呪いにかけられて

 たぶん「逃げ恥」が流行った頃から、誰かに植え付けられた思い込みが「呪い」と呼ばれるようになった。

 わたしにはそういう呪いがたくさんある。ほとんどが親にかけられたものだ。

 例えば、”女の子なんだから”という呪い。親戚の集まりではわたしたちだけが手伝いをしろと言われた。父親が職場で女性差別をしていて、それを嬉々として語っているのを聞いていた。女だから力仕事には向いてない、ヒステリックだ、家事だけやっていろ、そういうもの。学校でもそうだったかもしれない。物理や数学なんてできなくてもいいや、というような。

 お金についても呪いをかけられた。自分が楽しむためにお金を使うのは無駄遣いで悪。幼いわたしが余計混乱したのは、母親はわたしが喜ぶことにたくさんお金を使いたいと考えているタイプだけれど、父親は真逆で子どもに出来るだけお金を使いたくないと考えているタイプだったことだ。父親は怖かったから、結局、お金を使うのは良くないことだと感じるようになったけれど、同時にそれはおかしなことだとも思う。

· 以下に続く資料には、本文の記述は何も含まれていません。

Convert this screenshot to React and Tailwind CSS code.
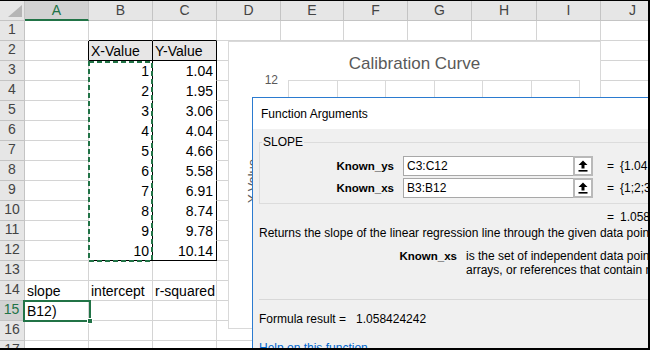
import React from 'react';

const COLS = ['A', 'B', 'C', 'D', 'E', 'F', 'G', 'H', 'I', 'J'];
const ROWS = Array.from({ length: 17 }, (_, i) => i + 1);
const XS = ['1', '2', '3', '4', '5', '6', '7', '8', '9', '10'];
const YS = ['1.04', '1.95', '3.06', '4.04', '4.66', '5.58', '6.91', '8.74', '9.78', '10.14'];

// what sits in each cell; numbers are right aligned
function cellValue(row, col) {
  if (row === 2 && col === 'B') return { text: 'X-Value' };
  if (row === 2 && col === 'C') return { text: 'Y-Value' };
  if (row >= 3 && row <= 12 && col === 'B') return { text: XS[row - 3], num: true };
  if (row >= 3 && row <= 12 && col === 'C') return { text: YS[row - 3], num: true };
  if (row === 14 && col === 'A') return { text: 'slope' };
  if (row === 14 && col === 'B') return { text: 'intercept' };
  if (row === 14 && col === 'C') return { text: 'r-squared' };
  if (row === 15 && col === 'A') return { text: 'B12)' };
  return null;
}

function cellBorders(row, col) {
  const inTable = row >= 2 && row <= 12 && (col === 'B' || col === 'C');
  let right = 'border-r-[#d4d4d4]';
  let bottom = 'border-b-[#d4d4d4]';
  let bg = 'bg-white';
  if (row === 1 && (col === 'B' || col === 'C')) bottom = 'border-b-black';
  if (row === 2 && col === 'A') right = 'border-r-black';
  if (inTable) {
    right = 'border-r-black';
    bottom = row === 2 || row === 12 ? 'border-b-black' : 'border-b-white';
  }
  if (row === 2 && (col === 'B' || col === 'C')) bg = 'bg-[#e7e6e6]';
  return `border-r border-b ${right} ${bottom} ${bg}`;
}

function UploadArrow() {
  return (
    <svg width="10" height="12" viewBox="0 0 10 12">
      <path d="M5 0.5 L9.5 5 H6.5 V8.5 H3.5 V5 H0.5 Z" fill="#000" />
      <rect x="0.5" y="10" width="9" height="1.6" fill="#000" />
    </svg>
  );
}

function ArgRow({ label, value, result, className = '' }) {
  return (
    <div className={`flex items-center h-[20px] ${className}`}>
      <div className="w-[134px] shrink-0 text-right font-bold text-[11.5px]">{label}</div>
      <div className="ml-[9px] w-[190px] shrink-0 h-[20px] flex bg-white border border-[#a8a8a8]">
        <div className="flex-1 flex items-center pl-[3px]">{value}</div>
        <div className="w-[20px] -my-px -mr-px border-2 border-[#b9b9b9] bg-white flex items-center justify-center">
          <UploadArrow />
        </div>
      </div>
      <div className="ml-[14px] shrink-0">=</div>
      <div className="ml-[6px] shrink-0 whitespace-nowrap">{result}</div>
    </div>
  );
}

function Chart() {
  return (
    <div className="absolute left-[228px] top-[40px] w-[373px] h-[288px] bg-white border border-[#d9d9d9] font-['Liberation_Sans',Arial,sans-serif] text-[#595959]">
      <div className="pt-[12px] text-center text-[17px] leading-[20px]">Calibration Curve</div>
      <div className="flex mt-[6px]">
        <div className="w-[59px] shrink-0 pr-[10px] text-right text-[12px] leading-[14px] -mt-[7px]">12</div>
        <div className="w-[292px] h-[240px] grid grid-cols-6 border-t border-l border-[#d9d9d9]">
          <div className="border-r border-[#d9d9d9]" />
          <div className="border-r border-[#d9d9d9]" />
          <div className="border-r border-[#d9d9d9]" />
          <div className="border-r border-[#d9d9d9]" />
          <div className="border-r border-[#d9d9d9]" />
          <div className="border-r border-[#d9d9d9]" />
        </div>
      </div>
      <div className="absolute -left-[3px] top-[132px] w-[54px] text-center text-[13px] leading-[14px] -rotate-90">
        Y-Value
      </div>
    </div>
  );
}

function FunctionArguments() {
  return (
    <div className="absolute left-[252px] top-[96px] w-[430px] h-[270px] border border-[#2b7bd0] bg-[#f0f0f0] font-['Liberation_Sans',Arial,sans-serif] text-[12px] leading-[14px] text-black">
      <div className="h-[31px] bg-white flex items-center pl-[8px]">Function Arguments</div>
      <div className="px-[6px]">
        <fieldset className="mt-[6px] border border-[#dcdcdc] pb-[5px]">
          <legend className="ml-[2px] px-[1px]">SLOPE</legend>
          <ArgRow label="Known_ys" value="C3:C12" result="{1.04;1.95;3.06;4.04;4.66;5.58" className="mt-[7px]" />
          <ArgRow label="Known_xs" value="B3:B12" result="{1;2;3;4;5;6;7;8;9;10}" className="mt-[2px]" />
        </fieldset>
        <div className="flex mt-[6px] pl-[348px] whitespace-nowrap">
          <span>=</span>
          <span className="ml-[6px]">1.058424242</span>
        </div>
        <div className="mt-[2px] whitespace-nowrap">
          Returns the slope of the linear regression line through the given data points.
        </div>
        <div className="flex mt-[9px]">
          <div className="w-[198px] shrink-0 text-right font-bold text-[11.5px]">Known_xs</div>
          <div className="ml-[9px] shrink-0 whitespace-nowrap">
            <div>is the set of independent data points and can be numbers or names,</div>
            <div>arrays, or references that contain numbers.</div>
          </div>
        </div>
        <div className="mt-[22px] border-t border-[#d8d8d8]" />
        <div className="mt-[12px] flex whitespace-nowrap">
          <span>Formula result =</span>
          <span className="ml-[10px]">1.058424242</span>
        </div>
        <div className="mt-[15px] text-[#0066cc] underline whitespace-nowrap">Help on this function</div>
      </div>
    </div>
  );
}

export default function App() {
  return (
    <div className="relative w-[650px] h-[350px] overflow-hidden bg-white border-t border-r-2 border-b-2 border-black font-['Liberation_Sans',Arial,sans-serif] text-[14px] text-black">
      <div className="grid w-max grid-cols-[25px_64px_64px_64px_64px_63px_64px_64px_65px_64px_64px] auto-rows-[20px]">
        {/* column headers */}
        <div className="relative bg-[#e6e6e6] border-r border-b border-[#c4c4c4]">
          <svg className="absolute left-[8px] top-[4px]" width="14" height="12" viewBox="0 0 14 12">
            <polygon points="14,0 14,12 0,12" fill="#b5b5b5" />
          </svg>
        </div>
        {COLS.map((c) =>
          c === 'A' ? (
            <div
              key={c}
              className="flex items-center justify-center bg-[#d2d2d2] border-r border-r-[#c4c4c4] border-b-2 border-b-[#217346] text-[#217346]"
            >
              {c}
            </div>
          ) : (
            <div
              key={c}
              className="flex items-center justify-center bg-[#e6e6e6] border-r border-b border-[#c4c4c4] text-[#444]"
            >
              {c}
            </div>
          )
        )}

        {ROWS.map((r) => (
          <React.Fragment key={r}>
            {r === 15 ? (
              <div className="flex items-end justify-center bg-[#d2d2d2] border-r-2 border-r-[#217346] border-b border-b-[#c4c4c4] text-[#217346]">
                {r}
              </div>
            ) : (
              <div className="flex items-end justify-center bg-[#e6e6e6] border-r border-b border-[#c4c4c4] text-[#444]">
                {r}
              </div>
            )}
            {COLS.map((c) => {
              const v = cellValue(r, c);
              return (
                <div
                  key={c}
                  className={`flex items-end whitespace-nowrap overflow-visible leading-[17px] ${cellBorders(r, c)} ${
                    v && v.num ? 'justify-end pr-[3px]' : 'pl-[2px]'
                  }`}
                >
                  {v ? v.text : null}
                </div>
              );
            })}
          </React.Fragment>
        ))}
      </div>

      {/* copy marquee round B3:B12 */}
      <svg className="absolute left-[88px] top-[60px]" width="66" height="202">
        <rect x="1" y="1" width="63" height="199" fill="none" stroke="#217346" strokeWidth="2" strokeDasharray="5 3" />
      </svg>

      {/* active cell A15 */}
      <div className="absolute left-[23px] top-[299px] w-[68px] h-[22px] border-2 border-[#217346]" />
      <div className="absolute left-[87px] top-[317px] w-[6px] h-[6px] bg-[#217346] border border-white" />

      <Chart />
      <FunctionArguments />
    </div>
  );
}
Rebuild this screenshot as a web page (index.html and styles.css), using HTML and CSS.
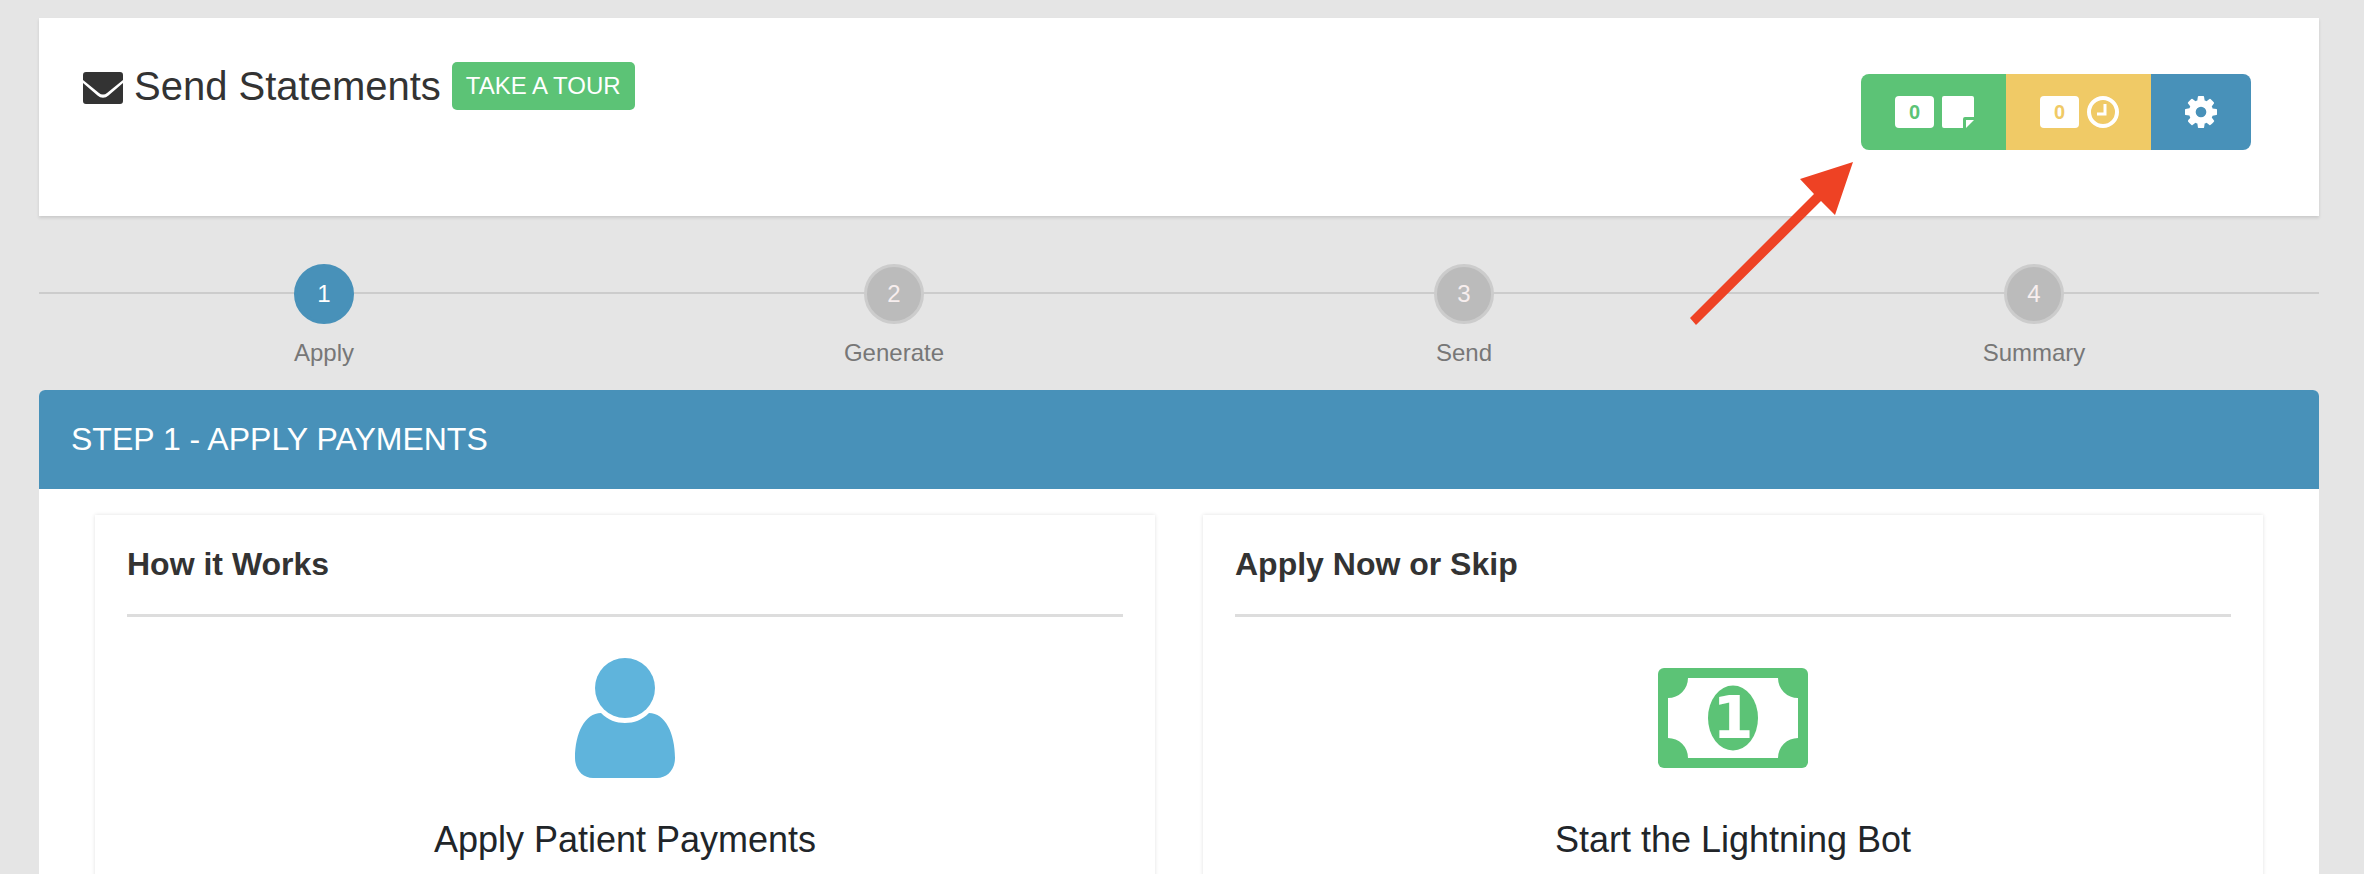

お金を使った罪悪感と、罪悪感に対する罪悪感に苛まれる。

 他には、声が小さいとか、何を考えているか分からない、ということ。父親に何度も怒鳴られたし馬鹿にされた。人と話すのが怖い。聞き返されただけでショックを受けてしまう。頑張って聞こえるように話したつもりなのに、と。自分の話していることが理解されなかったり受け入れられなかったりしても、自分が悪いのだと思う。

 スーパーで買い物をする。人とぶつかりそうになる。父親の怒鳴り声を思い出す。少し外に出るのにもトラウマはたくさんあって、そしてそれを感じることさえ悪いことだと思うから、無意識になかったことにする。

 だから外に出たくない、人と会いたくないし話したくない。

 呪いだと言っても、王子様が現れてそれでハッピーエンドではないのだ。良い魔法使いなんていないんだし。